Забытое присутствие всегда обширно и глубоко. Глубина забвения в присутствии.
“И вы тоже, вы меня забыли”. — “Может быть, но, забывая вас, я достиг чрезмерной для себя способности вас забыть, которая связала меня — мне это совсем не под силу — с тем, что я забываю. Для одного это почти что слишком”. — “Вы не один”. — “Да, забываю, если я забываю, не только я”.
Словно забытые, прежде чем быть сказанными, слова, всегда продвигающиеся к забвению, незабываемые.
“Если вы забыли, что мной говорилось, — хорошо. В расчете на забвение это и говорилось”.
# В комнате: обращаясь ко времени, когда подал ей знак, он отчетливо чувствует, что, обернувшись, ей знак и подает. И, если она приходит, если он схватывает ее в миг свободы, о котором нечего сказать и который он уже давным-давно чудесным образом позабыл, той инициативой, на которую откликается ее присутствие, он обязан силе забвения (и неизбежности речи), предоставленной ему этим мгновением.
“Я не припоминаю”. — “Но вы приходите”. — “Удаляясь”. — “Приближаетесь в этом удалении”. — “Оставаясь в неподвижности”. — “Вы пребываете в покое из-за мощного влечения к движению”. — “В покое без покоя”.
# Между ними никакого сна, даже если они и спят. Он давно смирился с этим.
# Она слегка выпрямилась, наискосок опершись на руку. Она была тогда у самой перегородки и, казалось, поднялась над их распростертыми телами, разглядывая их и произнося голосом, который поразил его своей холодной отчетливостью: “Мне бы хотелось с вами поговорить. Когда я смогу это сделать?” — “Не могли бы вы провести здесь ночь?” — “Да”. — “Не могли бы отныне здесь и остаться?” — “Да”.
В то время как он вслушивается в это “да”, спрашивая себя, в самом ли деле она его произнесла (при его прозрачности сквозь него проходит все, что она говорит, даже само это слово), она, словно уже ему препорученная, откидывается, стараясь не впустить между ними расстояние.
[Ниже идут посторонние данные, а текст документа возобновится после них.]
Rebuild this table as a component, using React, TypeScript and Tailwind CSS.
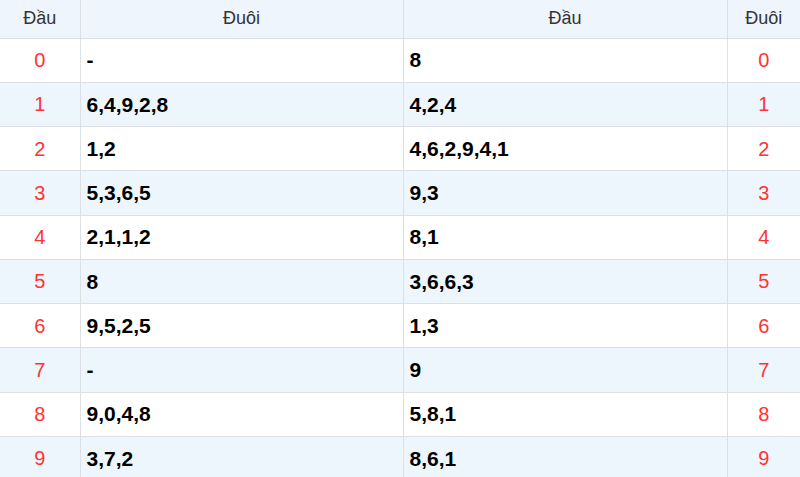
const ROWS: { dau: string; duoi: string }[] = [
  { dau: "-", duoi: "8" },
  { dau: "6,4,9,2,8", duoi: "4,2,4" },
  { dau: "1,2", duoi: "4,6,2,9,4,1" },
  { dau: "5,3,6,5", duoi: "9,3" },
  { dau: "2,1,1,2", duoi: "8,1" },
  { dau: "8", duoi: "3,6,6,3" },
  { dau: "9,5,2,5", duoi: "1,3" },
  { dau: "-", duoi: "9" },
  { dau: "9,0,4,8", duoi: "5,8,1" },
  { dau: "3,7,2", duoi: "8,6,1" },
];

export default function App() {
  return (
    <div className="w-[800px] h-[477px] overflow-hidden bg-white font-['Liberation_Sans',Arial,sans-serif]">
      <table className="w-full table-fixed border-collapse">
        <colgroup>
          <col className="w-[80px]" />
          <col className="w-[323px]" />
          <col className="w-[324px]" />
          <col />
        </colgroup>
        <thead>
          <tr className="h-[38px] bg-[#eef5fd] text-[18px] text-[#333]">
            <th className="border-r border-b border-[#dcdfe3] font-normal">Đầu</th>
            <th className="border-r border-b border-[#dcdfe3] font-normal">Đuôi</th>
            <th className="border-r border-b border-[#dcdfe3] font-normal">Đầu</th>
            <th className="border-b border-[#dcdfe3] font-normal">Đuôi</th>
          </tr>
        </thead>
        <tbody>
          {ROWS.map((row, i) => (
            <tr key={i} className={i % 2 === 1 ? "h-[44.25px] bg-[#eef6fd]" : "h-[44.25px] bg-white"}>
              <td className="border-r border-b border-[#dcdfe3] text-center text-[20px] text-[#f33]">{i}</td>
              <td className="border-r border-b border-[#dcdfe3] px-1.5 text-[21px] font-bold text-black">{row.dau}</td>
              <td className="border-r border-b border-[#dcdfe3] px-1.5 text-[21px] font-bold text-black">{row.duoi}</td>
              <td className="border-b border-[#dcdfe3] text-center text-[20px] text-[#f33]">{i}</td>
            </tr>
          ))}
        </tbody>
      </table>
    </div>
  );
}
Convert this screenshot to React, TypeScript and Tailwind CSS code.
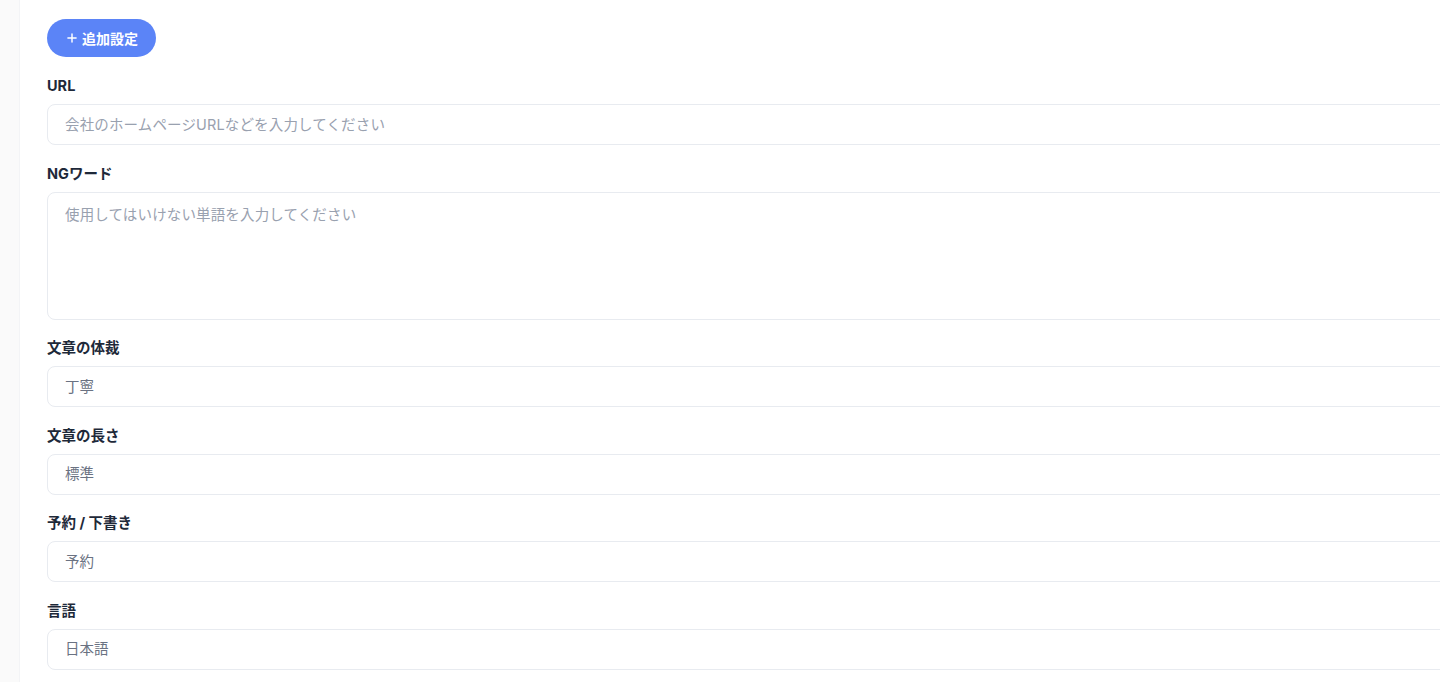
import { Plus } from 'lucide-react';

const FONT = { fontFamily: 'Inter, "Noto Sans CJK JP", sans-serif' };

export default function App() {
  return (
    <div className="flex h-[682px] w-screen overflow-hidden bg-white text-gray-800" style={FONT}>
      <div className="w-[20px] shrink-0 border-r border-gray-100 bg-[#fafafa]" />
      <div className="min-w-0 flex-1 overflow-hidden pl-[27px] pt-[19px]">
        <button className="flex h-[38px] w-[109px] items-center justify-center gap-[3px] rounded-full bg-[#5b84f7] text-[14px] font-bold text-white">
          <Plus size={14} strokeWidth={2.5} />
          追加設定
        </button>

        <div className="mt-[19px] flex w-[1420px] flex-col gap-[18.5px]">
          <Field label="URL">
            <input
              placeholder="会社のホームページURLなどを入力してください"
              className="h-[41px] w-full rounded-lg border border-[#e8ebf0] px-[17px] text-[14.5px] tracking-[0.01em] outline-none placeholder:text-gray-400"
            />
          </Field>

          <Field label="NGワード">
            <textarea
              placeholder="使用してはいけない単語を入力してください"
              className="block h-[128px] w-full resize-none rounded-lg border border-[#e8ebf0] px-[17px] py-[11px] text-[14.5px] tracking-[0.01em] outline-none placeholder:text-gray-400"
            />
          </Field>

          <Field label="文章の体裁">
            <SelectBox value="丁寧" />
          </Field>

          <Field label="文章の長さ">
            <SelectBox value="標準" />
          </Field>

          <Field label="予約 / 下書き">
            <SelectBox value="予約" />
          </Field>

          <Field label="言語">
            <SelectBox value="日本語" />
          </Field>
        </div>
      </div>
    </div>
  );
}

function Field({ label, children }: { label: string; children: React.ReactNode }) {
  return (
    <div>
      <p className="mb-2 text-[14.5px] font-bold leading-5 text-gray-800">{label}</p>
      {children}
    </div>
  );
}

function SelectBox({ value }: { value: string }) {
  return (
    <div className="flex h-[41px] w-full items-center rounded-lg border border-[#e8ebf0] px-[17px] text-[14.5px] text-gray-500">
      {value}
    </div>
  );
}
Он привлекает ее, увлекаемый влечением к этому еще не завершенному движению. Но, пока она приподнимается в ту, которой он касается, хотя он и знает, что она скользит, она, неподвижная фигура, падает, и он не перестает прокладывать ей дорогу и вести ее, идет с ней, прижавшейся к нему в смешивающем их движении вперед.
Она говорит, скорее выговариваемая, нежели говорящая, как будто ее живьем пронизывает ее собственная речь — и болезненно превращает в пространство некой другой, всегда прерывистой, безжизненной речи.
И конечно, когда в утреннем свете — они наверняка просыпаются вместе — он слышит, как она порывисто спрашивает: “Я что, говорила не переставая?”, он не сомневается, что в одной этой фразе его приглашают завладеть всем, что она наговорила ему за ночь.
# Та размеренная речь, которую он слышит, — он различает ее на пределе того, что она говорит, но различать ее — это уже и делать ее различной, насиловать ее в ее безразличии.
Та размеренная речь, которую он слышит: не вблизи, не вдали, не предоставляя пространство и не позволяя чему-либо в этом пространстве расположиться; равномерная без равенства, всегда различная в своем безразличии, никогда не явившаяся, мешающая любому появлению, мешающая любому присутствию, однако же всегда сказанная, хотя и сокрытая в простоте того, что она говорит. Как ему донести ее ей?
Вслушиваясь в эту размеренную, равномерную речь, истину которой от него требуется — вниманием на пределе ожидания — поддержать, на нее отвечая.
# “Так и происходит?” — “Нет, так не происходит”.
# Боль, словно какая-то изношенная, забытая речь, охватывающая каждый день, каждую ночь.
То, что она говорит, он вполне отдает себе в этом отчет, направлено к размеренной речи, которую она не прекращает проговаривать на пределе ожидания. К речи, так сказать, запретной. Но он со свойственным ему терпением думает, что, если бы смог, ей отвечая, извлечь из нее наружу и обуздать безмерную равномерность этого ропота, он бы установил между их речами как бы меру равенства, способную сделать и более говорливым, и более молчаливым — вплоть до того, чтобы его утихомирить — непрекращающееся утверждение.